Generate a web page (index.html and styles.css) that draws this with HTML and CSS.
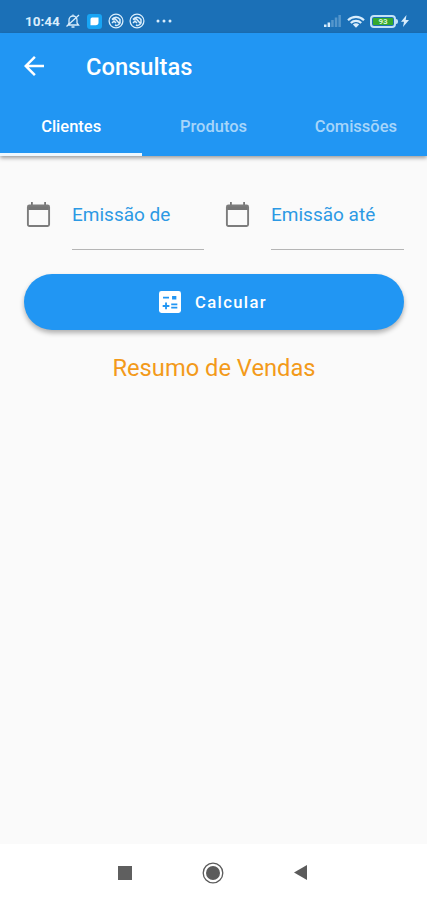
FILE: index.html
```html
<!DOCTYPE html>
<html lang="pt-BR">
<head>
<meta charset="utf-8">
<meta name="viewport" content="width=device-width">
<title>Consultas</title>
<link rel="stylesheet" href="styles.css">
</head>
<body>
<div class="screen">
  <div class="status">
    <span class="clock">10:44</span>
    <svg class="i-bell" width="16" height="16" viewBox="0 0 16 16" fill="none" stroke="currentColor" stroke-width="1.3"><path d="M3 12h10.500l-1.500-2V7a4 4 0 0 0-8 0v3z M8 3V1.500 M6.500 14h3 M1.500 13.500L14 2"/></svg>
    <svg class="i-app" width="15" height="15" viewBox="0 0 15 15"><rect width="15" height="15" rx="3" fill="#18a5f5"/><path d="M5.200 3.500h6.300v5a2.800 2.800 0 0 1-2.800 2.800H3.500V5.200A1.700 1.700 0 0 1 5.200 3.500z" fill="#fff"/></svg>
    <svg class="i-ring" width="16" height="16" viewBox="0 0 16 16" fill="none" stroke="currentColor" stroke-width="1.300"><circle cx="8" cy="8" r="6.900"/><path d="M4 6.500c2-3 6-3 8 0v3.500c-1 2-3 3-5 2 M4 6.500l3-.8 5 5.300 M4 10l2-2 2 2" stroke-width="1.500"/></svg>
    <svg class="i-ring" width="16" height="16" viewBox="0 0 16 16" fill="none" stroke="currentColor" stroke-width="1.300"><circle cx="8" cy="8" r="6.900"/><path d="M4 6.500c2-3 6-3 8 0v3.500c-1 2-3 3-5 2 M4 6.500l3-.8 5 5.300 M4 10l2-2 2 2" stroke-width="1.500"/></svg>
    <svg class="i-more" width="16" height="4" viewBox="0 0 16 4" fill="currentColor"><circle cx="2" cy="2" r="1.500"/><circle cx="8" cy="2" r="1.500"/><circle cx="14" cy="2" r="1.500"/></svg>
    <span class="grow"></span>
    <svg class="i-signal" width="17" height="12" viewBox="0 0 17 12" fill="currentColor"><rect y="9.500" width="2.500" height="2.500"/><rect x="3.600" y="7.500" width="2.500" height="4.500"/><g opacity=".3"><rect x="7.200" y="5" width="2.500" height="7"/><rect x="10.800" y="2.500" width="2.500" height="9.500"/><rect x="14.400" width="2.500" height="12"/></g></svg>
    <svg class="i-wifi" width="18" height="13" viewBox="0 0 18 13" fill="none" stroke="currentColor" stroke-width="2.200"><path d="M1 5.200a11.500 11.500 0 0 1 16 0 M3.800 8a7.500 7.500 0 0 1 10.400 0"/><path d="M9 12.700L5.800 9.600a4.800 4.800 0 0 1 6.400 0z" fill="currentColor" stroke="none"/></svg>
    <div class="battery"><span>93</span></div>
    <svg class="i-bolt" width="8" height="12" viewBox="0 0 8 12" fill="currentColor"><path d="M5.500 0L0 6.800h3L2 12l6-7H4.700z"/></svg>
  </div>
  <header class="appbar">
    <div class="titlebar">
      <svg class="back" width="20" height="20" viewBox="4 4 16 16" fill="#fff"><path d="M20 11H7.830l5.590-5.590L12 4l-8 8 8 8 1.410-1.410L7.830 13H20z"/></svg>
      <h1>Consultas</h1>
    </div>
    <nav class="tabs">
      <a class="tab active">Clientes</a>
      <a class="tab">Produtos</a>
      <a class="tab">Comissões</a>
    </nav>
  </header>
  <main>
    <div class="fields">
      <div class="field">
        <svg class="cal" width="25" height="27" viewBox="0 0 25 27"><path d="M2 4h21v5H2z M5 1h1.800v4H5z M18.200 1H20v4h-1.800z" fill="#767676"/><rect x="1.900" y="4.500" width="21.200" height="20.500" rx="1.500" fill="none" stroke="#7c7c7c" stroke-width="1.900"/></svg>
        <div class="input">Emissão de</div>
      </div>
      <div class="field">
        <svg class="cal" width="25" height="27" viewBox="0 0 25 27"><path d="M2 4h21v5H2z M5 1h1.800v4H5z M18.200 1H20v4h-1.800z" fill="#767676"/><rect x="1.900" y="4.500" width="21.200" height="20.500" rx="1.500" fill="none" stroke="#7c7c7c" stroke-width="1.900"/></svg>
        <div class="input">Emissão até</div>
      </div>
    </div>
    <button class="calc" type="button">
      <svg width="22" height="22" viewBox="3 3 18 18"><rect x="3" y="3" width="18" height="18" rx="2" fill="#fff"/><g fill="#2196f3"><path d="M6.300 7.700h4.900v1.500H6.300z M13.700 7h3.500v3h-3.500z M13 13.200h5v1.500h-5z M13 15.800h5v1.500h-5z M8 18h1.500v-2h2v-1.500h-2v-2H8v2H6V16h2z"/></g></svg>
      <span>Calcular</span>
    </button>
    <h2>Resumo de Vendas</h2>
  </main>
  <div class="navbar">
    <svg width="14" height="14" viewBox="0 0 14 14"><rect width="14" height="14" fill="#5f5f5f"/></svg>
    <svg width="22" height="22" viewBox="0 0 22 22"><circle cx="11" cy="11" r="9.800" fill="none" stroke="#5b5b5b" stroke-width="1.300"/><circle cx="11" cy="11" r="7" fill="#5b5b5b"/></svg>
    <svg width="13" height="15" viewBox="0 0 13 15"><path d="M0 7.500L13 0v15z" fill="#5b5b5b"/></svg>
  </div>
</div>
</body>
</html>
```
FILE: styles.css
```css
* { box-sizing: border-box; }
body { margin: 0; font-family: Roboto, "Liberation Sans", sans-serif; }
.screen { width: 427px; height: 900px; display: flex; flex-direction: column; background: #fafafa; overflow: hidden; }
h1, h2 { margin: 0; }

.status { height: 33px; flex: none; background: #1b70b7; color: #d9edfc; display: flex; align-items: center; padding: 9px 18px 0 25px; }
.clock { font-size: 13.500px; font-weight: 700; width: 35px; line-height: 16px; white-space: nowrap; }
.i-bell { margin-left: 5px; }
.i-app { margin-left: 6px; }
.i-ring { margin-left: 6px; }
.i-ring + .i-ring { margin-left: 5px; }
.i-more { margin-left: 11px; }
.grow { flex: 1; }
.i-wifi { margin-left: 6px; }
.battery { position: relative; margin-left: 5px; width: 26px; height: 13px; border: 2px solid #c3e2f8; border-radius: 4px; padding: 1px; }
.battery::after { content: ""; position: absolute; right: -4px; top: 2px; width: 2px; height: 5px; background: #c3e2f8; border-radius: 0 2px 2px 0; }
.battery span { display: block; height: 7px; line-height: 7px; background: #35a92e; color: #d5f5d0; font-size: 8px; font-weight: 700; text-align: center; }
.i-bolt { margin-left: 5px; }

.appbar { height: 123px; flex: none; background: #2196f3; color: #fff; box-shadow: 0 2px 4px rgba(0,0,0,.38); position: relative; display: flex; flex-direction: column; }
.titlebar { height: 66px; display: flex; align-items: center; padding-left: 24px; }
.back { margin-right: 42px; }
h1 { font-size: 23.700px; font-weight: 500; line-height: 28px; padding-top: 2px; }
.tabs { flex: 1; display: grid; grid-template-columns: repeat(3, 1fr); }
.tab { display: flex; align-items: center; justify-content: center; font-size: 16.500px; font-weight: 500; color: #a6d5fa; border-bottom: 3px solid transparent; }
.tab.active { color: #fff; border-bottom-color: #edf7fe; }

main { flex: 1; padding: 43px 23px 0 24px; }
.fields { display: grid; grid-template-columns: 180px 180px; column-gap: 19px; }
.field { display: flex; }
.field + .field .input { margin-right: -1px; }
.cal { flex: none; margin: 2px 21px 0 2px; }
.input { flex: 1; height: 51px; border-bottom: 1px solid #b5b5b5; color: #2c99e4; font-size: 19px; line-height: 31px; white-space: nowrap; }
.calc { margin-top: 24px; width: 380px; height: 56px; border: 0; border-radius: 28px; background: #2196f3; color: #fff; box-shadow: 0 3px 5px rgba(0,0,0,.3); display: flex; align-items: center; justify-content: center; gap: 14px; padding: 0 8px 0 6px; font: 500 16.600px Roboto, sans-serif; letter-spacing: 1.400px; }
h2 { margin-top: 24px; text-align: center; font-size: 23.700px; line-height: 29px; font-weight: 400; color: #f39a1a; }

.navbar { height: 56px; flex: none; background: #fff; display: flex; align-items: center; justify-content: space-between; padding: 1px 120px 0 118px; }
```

...

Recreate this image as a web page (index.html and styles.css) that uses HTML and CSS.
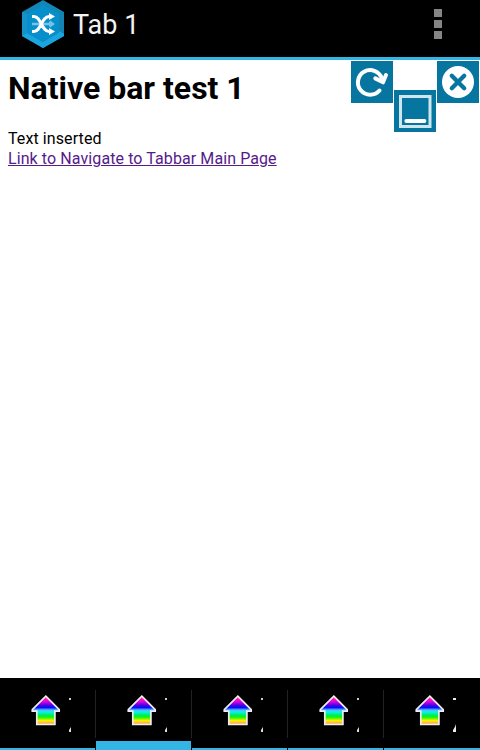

==

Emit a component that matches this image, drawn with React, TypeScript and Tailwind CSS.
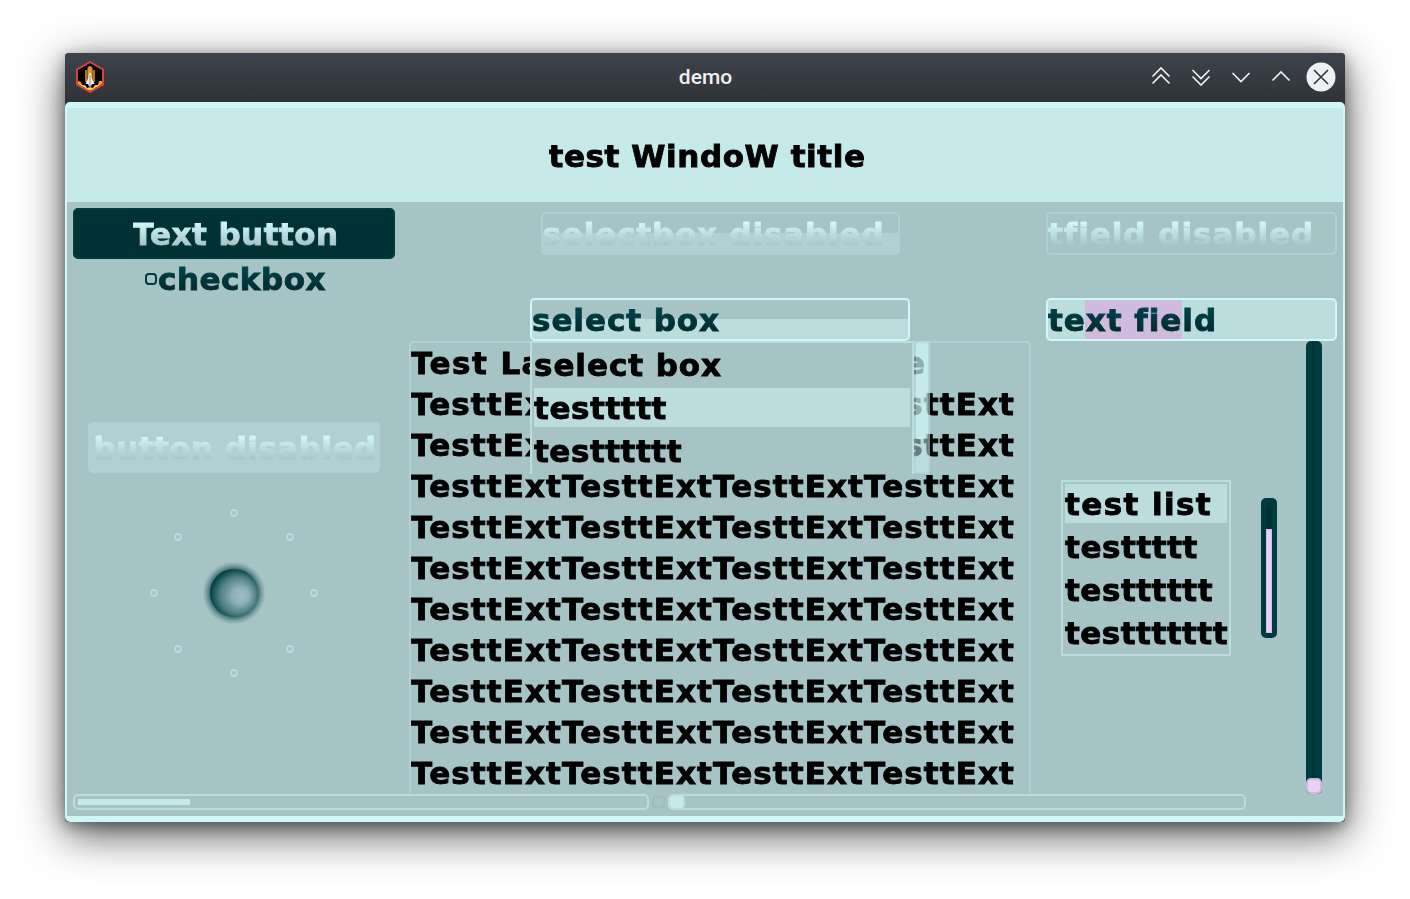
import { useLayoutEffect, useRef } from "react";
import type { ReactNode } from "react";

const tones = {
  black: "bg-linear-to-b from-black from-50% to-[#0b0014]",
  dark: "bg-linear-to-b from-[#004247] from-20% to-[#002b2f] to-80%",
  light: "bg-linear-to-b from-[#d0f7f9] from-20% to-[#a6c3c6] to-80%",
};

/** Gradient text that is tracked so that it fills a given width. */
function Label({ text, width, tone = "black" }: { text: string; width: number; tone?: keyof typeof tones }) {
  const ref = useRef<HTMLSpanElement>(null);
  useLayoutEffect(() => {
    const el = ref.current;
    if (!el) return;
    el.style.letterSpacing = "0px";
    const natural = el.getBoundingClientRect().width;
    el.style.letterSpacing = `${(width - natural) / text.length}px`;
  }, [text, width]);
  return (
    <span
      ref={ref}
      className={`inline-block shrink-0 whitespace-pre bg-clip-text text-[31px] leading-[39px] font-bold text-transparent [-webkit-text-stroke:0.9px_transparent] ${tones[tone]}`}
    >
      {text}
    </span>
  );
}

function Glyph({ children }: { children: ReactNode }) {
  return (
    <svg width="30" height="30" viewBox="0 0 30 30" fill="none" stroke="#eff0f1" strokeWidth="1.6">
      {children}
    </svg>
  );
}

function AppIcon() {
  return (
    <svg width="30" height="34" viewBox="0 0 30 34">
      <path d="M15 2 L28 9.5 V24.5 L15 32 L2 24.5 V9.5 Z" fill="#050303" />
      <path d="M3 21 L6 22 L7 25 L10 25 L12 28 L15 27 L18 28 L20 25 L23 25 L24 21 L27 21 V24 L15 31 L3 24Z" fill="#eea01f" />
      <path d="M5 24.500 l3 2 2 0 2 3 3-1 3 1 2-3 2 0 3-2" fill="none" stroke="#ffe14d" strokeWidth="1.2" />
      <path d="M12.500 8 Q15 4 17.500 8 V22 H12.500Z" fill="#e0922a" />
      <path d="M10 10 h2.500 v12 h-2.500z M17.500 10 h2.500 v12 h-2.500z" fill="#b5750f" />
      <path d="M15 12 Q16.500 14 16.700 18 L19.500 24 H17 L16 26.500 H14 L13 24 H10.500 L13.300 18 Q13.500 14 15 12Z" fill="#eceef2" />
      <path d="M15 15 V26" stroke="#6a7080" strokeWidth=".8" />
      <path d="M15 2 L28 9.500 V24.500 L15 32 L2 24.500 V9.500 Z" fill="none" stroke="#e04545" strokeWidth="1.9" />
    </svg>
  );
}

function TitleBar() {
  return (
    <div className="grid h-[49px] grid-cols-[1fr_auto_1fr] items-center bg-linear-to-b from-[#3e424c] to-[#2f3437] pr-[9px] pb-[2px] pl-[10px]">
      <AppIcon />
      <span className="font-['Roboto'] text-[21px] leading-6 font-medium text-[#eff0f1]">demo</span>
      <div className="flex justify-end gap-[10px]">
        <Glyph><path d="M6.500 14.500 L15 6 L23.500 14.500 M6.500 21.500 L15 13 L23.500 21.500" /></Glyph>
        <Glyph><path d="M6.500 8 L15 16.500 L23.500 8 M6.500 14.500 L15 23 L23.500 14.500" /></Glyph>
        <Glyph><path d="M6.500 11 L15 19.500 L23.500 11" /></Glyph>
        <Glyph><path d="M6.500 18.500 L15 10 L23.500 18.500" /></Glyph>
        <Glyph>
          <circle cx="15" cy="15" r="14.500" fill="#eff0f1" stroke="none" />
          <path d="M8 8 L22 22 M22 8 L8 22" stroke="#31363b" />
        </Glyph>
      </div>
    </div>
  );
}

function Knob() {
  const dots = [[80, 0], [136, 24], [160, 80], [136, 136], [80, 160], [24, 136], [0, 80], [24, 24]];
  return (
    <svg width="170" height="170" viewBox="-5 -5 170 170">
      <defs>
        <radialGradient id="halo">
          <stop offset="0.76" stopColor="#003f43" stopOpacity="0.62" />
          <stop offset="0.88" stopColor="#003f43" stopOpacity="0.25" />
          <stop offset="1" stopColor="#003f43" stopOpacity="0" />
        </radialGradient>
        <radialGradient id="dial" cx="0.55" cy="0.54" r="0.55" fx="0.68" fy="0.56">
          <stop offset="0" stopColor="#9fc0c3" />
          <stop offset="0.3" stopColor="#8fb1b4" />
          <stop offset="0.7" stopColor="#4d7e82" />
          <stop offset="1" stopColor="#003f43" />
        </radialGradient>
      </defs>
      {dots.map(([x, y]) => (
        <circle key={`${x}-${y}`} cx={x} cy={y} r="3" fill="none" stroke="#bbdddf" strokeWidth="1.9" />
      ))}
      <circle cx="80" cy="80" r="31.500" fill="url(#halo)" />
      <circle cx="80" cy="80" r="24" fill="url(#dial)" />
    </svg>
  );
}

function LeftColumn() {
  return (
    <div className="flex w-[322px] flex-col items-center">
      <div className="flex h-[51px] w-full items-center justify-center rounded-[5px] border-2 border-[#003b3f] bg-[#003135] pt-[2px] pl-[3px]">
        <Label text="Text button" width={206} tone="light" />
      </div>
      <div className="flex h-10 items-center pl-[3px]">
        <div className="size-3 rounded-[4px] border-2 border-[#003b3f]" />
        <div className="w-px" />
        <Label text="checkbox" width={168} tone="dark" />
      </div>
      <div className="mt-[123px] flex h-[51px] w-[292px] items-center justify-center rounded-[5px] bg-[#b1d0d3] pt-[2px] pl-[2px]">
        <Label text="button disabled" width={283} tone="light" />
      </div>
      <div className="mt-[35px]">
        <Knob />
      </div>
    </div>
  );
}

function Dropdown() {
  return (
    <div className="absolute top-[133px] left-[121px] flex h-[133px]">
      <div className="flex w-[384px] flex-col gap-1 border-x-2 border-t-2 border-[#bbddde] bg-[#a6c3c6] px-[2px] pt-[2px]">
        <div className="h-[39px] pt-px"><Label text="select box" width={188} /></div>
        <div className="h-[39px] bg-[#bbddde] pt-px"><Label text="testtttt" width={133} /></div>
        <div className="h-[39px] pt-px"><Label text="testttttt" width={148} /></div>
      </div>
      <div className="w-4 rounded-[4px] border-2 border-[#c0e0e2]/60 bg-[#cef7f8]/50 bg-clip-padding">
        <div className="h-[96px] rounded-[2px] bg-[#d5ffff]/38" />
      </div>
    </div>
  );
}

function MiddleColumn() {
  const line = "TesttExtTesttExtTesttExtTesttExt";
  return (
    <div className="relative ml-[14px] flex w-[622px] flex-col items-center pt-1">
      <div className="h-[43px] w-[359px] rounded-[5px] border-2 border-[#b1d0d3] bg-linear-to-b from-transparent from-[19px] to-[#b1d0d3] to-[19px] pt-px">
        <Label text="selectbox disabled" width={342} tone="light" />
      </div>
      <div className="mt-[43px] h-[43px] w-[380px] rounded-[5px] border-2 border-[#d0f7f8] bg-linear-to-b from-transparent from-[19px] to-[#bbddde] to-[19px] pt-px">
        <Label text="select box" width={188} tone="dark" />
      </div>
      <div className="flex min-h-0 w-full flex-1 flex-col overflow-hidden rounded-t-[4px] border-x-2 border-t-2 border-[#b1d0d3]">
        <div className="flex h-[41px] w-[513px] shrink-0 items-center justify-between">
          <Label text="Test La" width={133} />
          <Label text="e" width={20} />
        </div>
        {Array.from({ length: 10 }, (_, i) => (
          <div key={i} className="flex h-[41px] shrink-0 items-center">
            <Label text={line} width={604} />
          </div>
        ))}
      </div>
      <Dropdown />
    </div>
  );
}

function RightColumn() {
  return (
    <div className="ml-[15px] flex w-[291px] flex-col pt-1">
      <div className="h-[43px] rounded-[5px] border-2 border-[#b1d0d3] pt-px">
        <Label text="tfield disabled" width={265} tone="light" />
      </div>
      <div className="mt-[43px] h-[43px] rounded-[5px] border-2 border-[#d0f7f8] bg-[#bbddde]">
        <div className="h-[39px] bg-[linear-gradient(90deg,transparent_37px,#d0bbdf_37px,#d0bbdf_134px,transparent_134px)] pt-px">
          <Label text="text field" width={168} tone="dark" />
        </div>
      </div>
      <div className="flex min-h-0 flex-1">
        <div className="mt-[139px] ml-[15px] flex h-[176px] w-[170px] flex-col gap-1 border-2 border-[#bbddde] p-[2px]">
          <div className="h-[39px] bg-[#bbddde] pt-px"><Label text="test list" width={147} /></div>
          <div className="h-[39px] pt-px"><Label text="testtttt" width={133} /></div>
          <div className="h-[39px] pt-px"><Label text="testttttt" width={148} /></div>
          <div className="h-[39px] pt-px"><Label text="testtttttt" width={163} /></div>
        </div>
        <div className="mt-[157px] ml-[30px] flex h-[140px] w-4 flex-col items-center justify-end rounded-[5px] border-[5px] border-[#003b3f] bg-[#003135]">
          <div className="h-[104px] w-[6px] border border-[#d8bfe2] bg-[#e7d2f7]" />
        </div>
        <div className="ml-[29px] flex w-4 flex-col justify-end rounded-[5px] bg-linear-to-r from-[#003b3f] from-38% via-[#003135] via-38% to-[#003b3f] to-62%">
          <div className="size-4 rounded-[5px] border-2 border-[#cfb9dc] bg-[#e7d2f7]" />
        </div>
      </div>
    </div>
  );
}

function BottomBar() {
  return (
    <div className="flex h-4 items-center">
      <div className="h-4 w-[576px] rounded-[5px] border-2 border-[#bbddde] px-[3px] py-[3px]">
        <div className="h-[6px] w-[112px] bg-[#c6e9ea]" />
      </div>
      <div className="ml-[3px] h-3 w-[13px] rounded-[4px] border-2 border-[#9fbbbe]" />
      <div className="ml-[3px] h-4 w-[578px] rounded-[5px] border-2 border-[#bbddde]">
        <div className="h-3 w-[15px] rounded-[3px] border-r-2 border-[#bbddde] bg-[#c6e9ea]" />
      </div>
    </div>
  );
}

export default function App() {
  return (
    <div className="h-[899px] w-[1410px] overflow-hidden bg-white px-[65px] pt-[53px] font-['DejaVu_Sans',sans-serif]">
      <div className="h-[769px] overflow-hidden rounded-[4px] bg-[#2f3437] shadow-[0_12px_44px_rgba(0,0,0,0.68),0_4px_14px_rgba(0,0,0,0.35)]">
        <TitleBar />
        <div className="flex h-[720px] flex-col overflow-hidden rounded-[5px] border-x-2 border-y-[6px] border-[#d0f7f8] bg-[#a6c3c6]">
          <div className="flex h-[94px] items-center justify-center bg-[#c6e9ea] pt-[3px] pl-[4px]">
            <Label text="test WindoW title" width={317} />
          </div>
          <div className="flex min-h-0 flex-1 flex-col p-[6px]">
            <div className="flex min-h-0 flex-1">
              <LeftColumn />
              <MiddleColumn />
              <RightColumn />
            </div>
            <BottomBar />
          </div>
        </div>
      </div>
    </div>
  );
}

DESCRIPTION OF THE TASK >> Copy out all lines that carry the word "styles".

REPLY TO THE EXERCISE >>
Generate a web page (index.html and styles.css) that draws this with HTML and CSS.
<link rel="stylesheet" href="styles.css">
FILE: styles.css
Recreate this image as a web page (index.html and styles.css) that uses HTML and CSS.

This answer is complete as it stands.